Nur ein paar Schritte weiter, zwischen Schubertstraße und Beethovenstraße (ul. Tschaikowskogo und ul. Kirowa) – hier sei der nahen Ostpreußischen Mädchengewerbeschule noch ein Gruß zugewinkt (KE 11.2020) – befindet sich der nächste Blickfang. Die ehem. Stresemannstr. Nr. 19 zeichnet sich heute durch ein nüchternes Erdgeschoss und einen klassizistischen Überbau mit barocken Ornamenten unterhalb des Daches aus. Es handelt sich um ein Wohn- und Geschäftshaus, wie sie zu Beginn des 20. Jahrhunderts in Königsberg gebaut wurden. In diesem Straßenzug befand sich auch ein kleines Kino, die „Hufen-Lichtspiele“. Die beiden Läden im Parterre wurden von einem Schuhmachermeister und einer Papier- und Kurzwarenhandlung genutzt. Heute bieten zwei Optiker ihre Dienstleistungen an, und eine Vertretung der russischen Pensionäre hat hier ihr Büro.

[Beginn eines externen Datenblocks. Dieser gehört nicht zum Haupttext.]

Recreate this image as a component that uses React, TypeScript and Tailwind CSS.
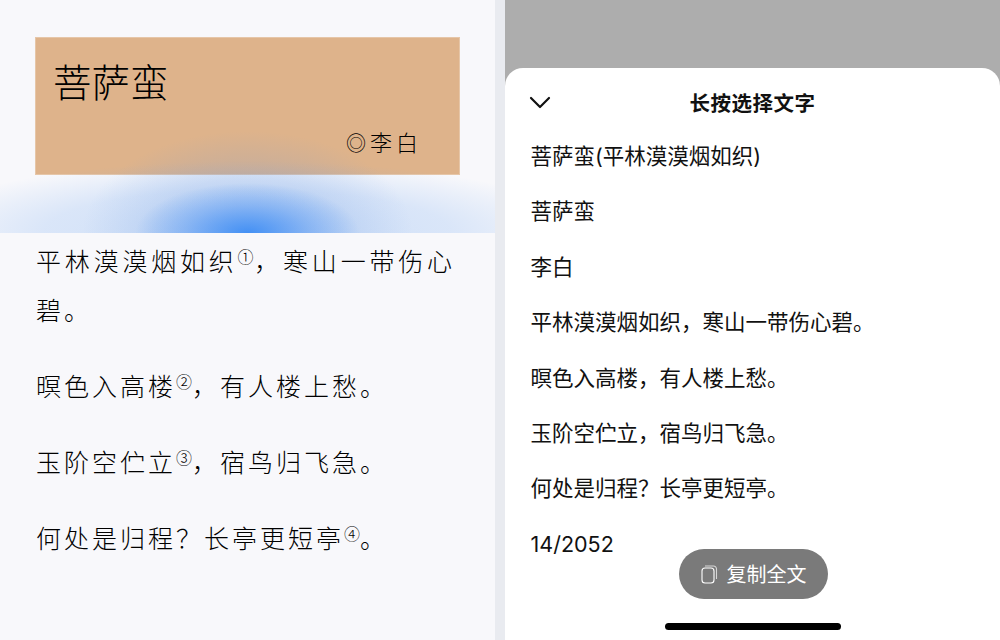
export default function App() {
  const sans = { fontFamily: '"Noto Sans CJK SC", sans-serif' };
  const latin = { fontFamily: 'Inter, "Noto Sans CJK SC", sans-serif' };
  const poem = [
    { t: "平林漠漠烟如织", n: "①", r: "，寒山一带伤心碧。" },
    { t: "暝色入高楼", n: "②", r: "，有人楼上愁。" },
    { t: "玉阶空伫立", n: "③", r: "，宿鸟归飞急。" },
    { t: "何处是归程？长亭更短亭", n: "④", r: "。" },
  ];
  const items = [
    "菩萨蛮(平林漠漠烟如织)",
    "菩萨蛮",
    "李白",
    "平林漠漠烟如织，寒山一带伤心碧。",
    "暝色入高楼，有人楼上愁。",
    "玉阶空伫立，宿鸟归飞急。",
    "何处是归程？长亭更短亭。",
    "14/2052",
  ];
  return (
    <div className="flex h-[640px] w-[1000px] overflow-hidden bg-[#e9ebf0]" style={sans}>
      <div className="h-full w-[495px] bg-[#f8f8fb] text-black">
        <div className="relative h-[233px] overflow-hidden px-[35px] pt-[37px]">
          <div className="flex h-[138px] flex-col justify-between border border-[#e6c6a8] bg-[#deb38b] pb-[16px] pl-[17px] pr-[37px] pt-[17px]">
            <div className="text-[38.5px] font-light leading-[50px]">菩萨蛮</div>
            <div className="self-end text-[22px] font-light leading-[30px] tracking-[4px]">
              <span className="text-[20px] tracking-[4px]">◎</span>李白
            </div>
          </div>
          <div className="pointer-events-none absolute inset-x-0 bottom-0 h-[110px] bg-[radial-gradient(ellipse_112px_50px_at_50%_100%,rgba(50,135,245,0.85),rgba(80,150,245,0.45)_55%,rgba(90,155,245,0)_100%),radial-gradient(ellipse_165px_102px_at_50%_100%,rgba(100,150,225,0.34),rgba(100,150,225,0.2)_55%,rgba(100,150,225,0)_100%),radial-gradient(ellipse_340px_72px_at_50%_100%,rgba(110,165,240,0.32),rgba(110,165,240,0.22)_60%,rgba(110,165,240,0)_100%)]" />
        </div>
        <div className="pl-[36px] pr-[40px] pt-[3px]">
          {poem.map((p, i) => (
            <p key={i} className="mb-[27px] text-justify text-[25px] font-light leading-[49px] tracking-[3px]">
              {p.t}
              <sup className="text-[16px] font-light leading-none tracking-normal">{p.n}</sup>
              {p.r}
            </p>
          ))}
        </div>
      </div>
      <div className="ml-[10px] flex h-full w-[495px] flex-col bg-[#adadad] pt-[68px]">
        <div className="relative flex-1 rounded-t-[18px] bg-white text-[#111]">
          <div className="relative flex h-[70px] items-center justify-center pb-[2px]">
            <svg className="absolute left-[24px] top-[28px]" width="22" height="14" viewBox="0 0 22 14" fill="none" stroke="#111" strokeWidth="2.2" strokeLinecap="round" strokeLinejoin="round">
              <path d="M2 2l9 9 9-9" />
            </svg>
            <div className="text-[20.5px] font-bold leading-[26px] tracking-[0.5px]">长按选择文字</div>
          </div>
          <div className="pl-[25.5px] pt-[3px]" style={latin}>
            {items.map((s) => (
              <div key={s} className="h-[55.4px] text-[21.5px] font-normal leading-[30px]">{s}</div>
            ))}
          </div>
          <div className="absolute left-[174px] top-[481px] flex h-[50px] w-[149px] items-center justify-center gap-[9px] rounded-full bg-[#7a7a7a] text-white">
            <svg width="17" height="19" viewBox="0 0 17 19" fill="none" stroke="#fff" strokeWidth="1.1">
              <rect x="1" y="3" width="12" height="15" rx="3" />
              <path d="M4 1h8.5A3 3 0 0 1 15.5 4v10" strokeOpacity="0.7" />
            </svg>
            <span className="text-[20px] font-normal leading-[28px]">复制全文</span>
          </div>
          <div className="absolute left-[160px] top-[555px] h-[7px] w-[176px] rounded-full bg-black" />
        </div>
      </div>
    </div>
  );
}
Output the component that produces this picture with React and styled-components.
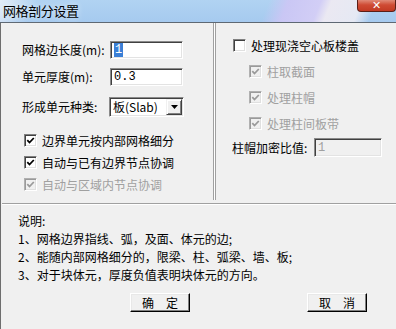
import React from 'react';
import styled, { createGlobalStyle } from 'styled-components';

const GlobalStyle = createGlobalStyle`
  html, body {
    margin: 0;
    padding: 0;
    background: #f0f0f0;
  }
  body {
    font-family: "Noto Sans CJK SC", "Liberation Sans", sans-serif;
    font-size: 12px;
    color: #000;
  }
`

const Window = styled.div`
  width: 396px;
  height: 329px;
  overflow: hidden;
  display: flex;
  flex-direction: column;
  background: #f0f0f0;
`

const TitleBar = styled.div`
  flex: none;
  height: 22px;
  display: flex;
  justify-content: space-between;
  align-items: flex-start;
  border-bottom: 1px solid #5e6873;
  background:
    linear-gradient(115deg, rgba(235, 240, 248, 0.85) 0px, rgba(235, 240, 248, 0) 34px),
    linear-gradient(112deg, rgba(205, 198, 245, 0) 250px, rgba(205, 198, 245, 0.9) 268px, rgba(214, 206, 246, 0.9) 298px, rgba(238, 234, 242, 0.95) 308px, rgba(236, 236, 244, 0.9) 336px, rgba(200, 228, 248, 0) 350px),
    linear-gradient(180deg, #b1d3f2 0%, #a6caef 100%);
`

const Title = styled.div`
  padding: 2px 0 0 3px;
  line-height: 17px;
  font-size: 13px;
  letter-spacing: -0.4px;
  text-shadow: 0 0 6px rgba(255, 255, 255, 0.8);
`

const CloseButton = styled.div`
  width: 39px;
  height: 12px;
  box-sizing: border-box;
  display: flex;
  align-items: center;
  justify-content: center;
  border: 1px solid #5b1f18;
  border-top: none;
  border-radius: 0 0 4px 4px;
  background: linear-gradient(180deg, #e08a78 0%, #cf4b34 45%, #c23a24 100%);
  color: #fff;
  font-family: "DejaVu Sans", sans-serif;
  font-weight: bold;
  font-size: 11px;
  line-height: 11px;
`

const Client = styled.div`
  flex: 1;
  display: flex;
  flex-direction: column;
  border-left: 1px solid #6e6e6e;
  padding-left: 1px;
`

const Top = styled.div`
  height: 177px;
  display: flex;
`

const LeftPanel = styled.div`
  width: 212px;
  box-sizing: border-box;
  border-right: 1px solid #a0a0a0;
  padding: 18px 0 0 20px;
`

const RightPanel = styled.div`
  flex: 1;
  border-left: 1px solid #fff;
  box-shadow: inset 1px 0 0 #a0a0a0;
  padding: 9px 0 0 17px;
`

const FieldRow = styled.div`
  display: grid;
  grid-template-columns: ${p => p.$label}px auto;
  align-items: center;
  margin-top: ${p => p.$top || 0}px;
`

const Label = styled.span`
  line-height: 16px;
  white-space: nowrap;
`

const Sunken = styled.div`
  box-sizing: border-box;
  width: ${p => p.$w}px;
  height: ${p => p.$h}px;
  border: 1px solid;
  border-color: #8a8a8a #fff #fff #8a8a8a;
  box-shadow: inset 1px 1px 0 #404040, inset -1px -1px 0 #e3e3e3;
  background: ${p => (p.$disabled ? '#f0f0f0' : '#fff')};
  color: ${p => (p.$disabled ? '#a0a0a0' : '#000')};
  display: flex;
  align-items: center;
  padding: 0 2px 0 3px;
  line-height: 14px;
  font-family: "Liberation Mono", "Noto Sans CJK SC", monospace;
`

const Selected = styled.span`
  background: #3a7fd6;
  color: #fff;
  padding: 0 1px;
`

const SelectText = styled.span`
  flex: 1;
  font-family: "Noto Sans CJK SC", "Liberation Sans", sans-serif;
`

const ArrowButton = styled.div`
  width: 16px;
  height: 16px;
  box-sizing: border-box;
  border: 1px solid;
  border-color: #f0f0f0 #404040 #404040 #f0f0f0;
  box-shadow: inset 1px 1px 0 #fff, inset -1px -1px 0 #808080;
  background: #f0f0f0;
  display: flex;
  align-items: center;
  justify-content: center;
  margin-right: -1px;
`

const CheckRow = styled.label`
  display: flex;
  align-items: center;
  height: ${p => p.$h}px;
  margin-left: ${p => p.$indent || 0}px;
  margin-top: ${p => p.$top || 0}px;
  color: ${p => (p.$disabled ? '#a0a0a0' : '#000')};
  white-space: nowrap;
`

const Box = styled.span`
  width: 13px;
  height: 13px;
  box-sizing: border-box;
  flex: none;
  border: 1px solid;
  border-color: ${p => (p.$disabled ? '#b0b0b0 #fff #fff #b0b0b0' : '#808080 #fff #fff #808080')};
  box-shadow: ${p => (p.$disabled ? 'inset 1px 1px 0 #9a9a9a, inset -1px -1px 0 #e0e0e0' : 'inset 1px 1px 0 #404040, inset -1px -1px 0 #e0e0e0')};
  background: ${p => (p.$disabled ? '#f0f0f0' : '#fff')};
  display: flex;
  align-items: center;
  justify-content: center;
  margin-right: ${p => p.$gap || 5}px;
`

const Separator = styled.div`
  margin-top: 3px;
  border-top: 1px solid #a0a0a0;
  border-bottom: 1px solid #fff;
`

const Notes = styled.div`
  padding: 7px 0 0 16px;
  line-height: 18px;
  white-space: nowrap;
`

const ButtonRow = styled.div`
  display: flex;
  gap: 117px;
  padding-left: 128px;
  margin-top: 9px;
`

const Button = styled.div`
  width: 60px;
  height: 19px;
  box-sizing: border-box;
  border: 1px solid;
  border-color: #fff #000 #000 #fff;
  box-shadow: inset -1px -1px 0 #808080, inset 1px 1px 0 #e8e8e8;
  background: #f0f0f0;
  display: flex;
  align-items: center;
  justify-content: center;
  line-height: 14px;
`

function Checkbox({ checked, disabled, children, ...rest }) {
  const stroke = disabled ? '#9a9a9a' : '#000';
  return (
    <CheckRow $disabled={disabled} {...rest}>
      <Box $disabled={disabled}>
        {checked && (
          <svg width="9" height="9" viewBox="0 0 9 9">
            <path d="M1.3 4.2 L3.5 6.5 L7.8 2" fill="none" stroke={stroke} strokeWidth="1.8" />
          </svg>
        )}
      </Box>
      {children}
    </CheckRow>
  );
}

export default function App() {
  return (
    <>
      <GlobalStyle />
      <Window>
        <TitleBar>
          <Title>网格剖分设置</Title>
          <CloseButton>✕</CloseButton>
        </TitleBar>
        <Client>
          <Top>
            <LeftPanel>
              <FieldRow $label={88}>
                <Label>网格边长度(m):</Label>
                <Sunken $w={73} $h={18}><Selected>1</Selected></Sunken>
              </FieldRow>
              <FieldRow $label={88} $top={9}>
                <Label>单元厚度(m):</Label>
                <Sunken $w={73} $h={18}>0.3</Sunken>
              </FieldRow>
              <FieldRow $label={87} $top={11}>
                <Label>形成单元种类:</Label>
                <Sunken $w={75} $h={20}>
                  <SelectText>板(Slab)</SelectText>
                  <ArrowButton>
                    <svg width="7" height="4" viewBox="0 0 7 4">
                      <path d="M0 0 H7 L3.5 4 Z" fill="#000" />
                    </svg>
                  </ArrowButton>
                </Sunken>
              </FieldRow>
              <Checkbox checked $h={22} $top={12} $indent={2}>边界单元按内部网格细分</Checkbox>
              <Checkbox checked $h={22} $indent={2}>自动与已有边界节点协调</Checkbox>
              <Checkbox checked disabled $h={22} $indent={2}>自动与区域内节点协调</Checkbox>
            </LeftPanel>
            <RightPanel>
              <Checkbox $h={26} $indent={1}>处理现浇空心板楼盖</Checkbox>
              <Checkbox checked disabled $h={26} $indent={17}>柱取截面</Checkbox>
              <Checkbox checked disabled $h={26} $indent={17}>处理柱帽</Checkbox>
              <Checkbox checked disabled $h={26} $indent={17}>处理柱间板带</Checkbox>
              <FieldRow $label={82} $top={2}>
                <Label>柱帽加密比值:</Label>
                <Sunken $w={68} $h={19} $disabled>1</Sunken>
              </FieldRow>
            </RightPanel>
          </Top>
          <Separator />
          <Notes>
            <div>说明:</div>
            <div>1、网格边界指线、弧，及面、体元的边;</div>
            <div>2、能随内部网格细分的，限梁、柱、弧梁、墙、板;</div>
            <div>3、对于块体元，厚度负值表明块体元的方向。</div>
          </Notes>
          <ButtonRow>
            <Button>确　定</Button>
            <Button>取　消</Button>
          </ButtonRow>
        </Client>
      </Window>
    </>
  );
}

Das unmittelbar darauffolgende Gebäude wirkt mächtig. Es wurde 1937 nach Entwürfen der Architekten Siegfried Saßnick und Helmut Flotow für die Haupthandelsgesellschaft ostpreußischer landwirtschaftlicher Genossenschaften mbH in Ostpreußen gebaut. Und hier begegnen wir Friedrich Wilhelm Raiffeisen (1818-1888), ein Sozialreformer und Kommunalbeamter, der die nach ihm benannte Organisation schuf. Seine Mutter (der Vater erkrankte früh und fiel als Ernährer aus) versorgte die Familie und prägte den Jungen mit der Kraft eines Glaubens an Gott, der als entscheidend für die spätere Frömmigkeit des Sohnes gesehen werden kann. Dem sozialen Gedanken verpflichtet, regte er die Bauern zu Zusammenschlüssen an, in denen einfacher an Kreditmittel und größere Investitionen zu kommen war.
Raiffeisen war ein Denker und ein tiefgläubiger evangelischer Christ. Das Symbol der Raiffeisenbanken – zwei gekreuzte Pferdeköpfe – findet sich auch heute noch, sogar in Kaliningrad. Das Raiffeisenhaus – so der ehem. Name dieses Gebäudes – besteht aus 4 Geschossen sowie Aktenräumen unter dem Dach. Das Gebäude wurde in Stahlbetonweise mit Stützen und Unterzügen errichtet, so dass die Räume variabel aufgeteilt werden konnten. Im Erdgeschoss befand sich die Kassenhalle. Über dem Eingang stand vor dem Krieg eine von Franz Andreas Threyne geschaffene, 3,20 Meter hohe Allegorie aus Bronze mit dem Titel: „Aussaat und Ernte“. Das Foyer enthielt Glasmalereien mit ostpreußischen Motiven und ein Relief von F.W. Raiffeisen, geschaffen von Georg Fuhg.
Diese Kunstwerke sind nicht mehr erhalten. Doch ein freundlicher Wächter gestattete mir einen Blick in das Treppenhaus. Es ist unverändert geblieben und verströmt noch heute die Atmosphäre eines Bürohauses aus den 1930er Jahren im Stil der späten Neuen Sachlichkeit. Begegnungen, Menschen, Wirkung von Geschichte und Kultur und Kunstwerken – das macht selbst eine alltägliche Straße in Kaliningrad zu einer Entdeckungsreise. Draußen fährt die Straßenbahn entlang, und wir wollen es als Aufforderung nehmen, noch mehr über diese Straße zu erfahren.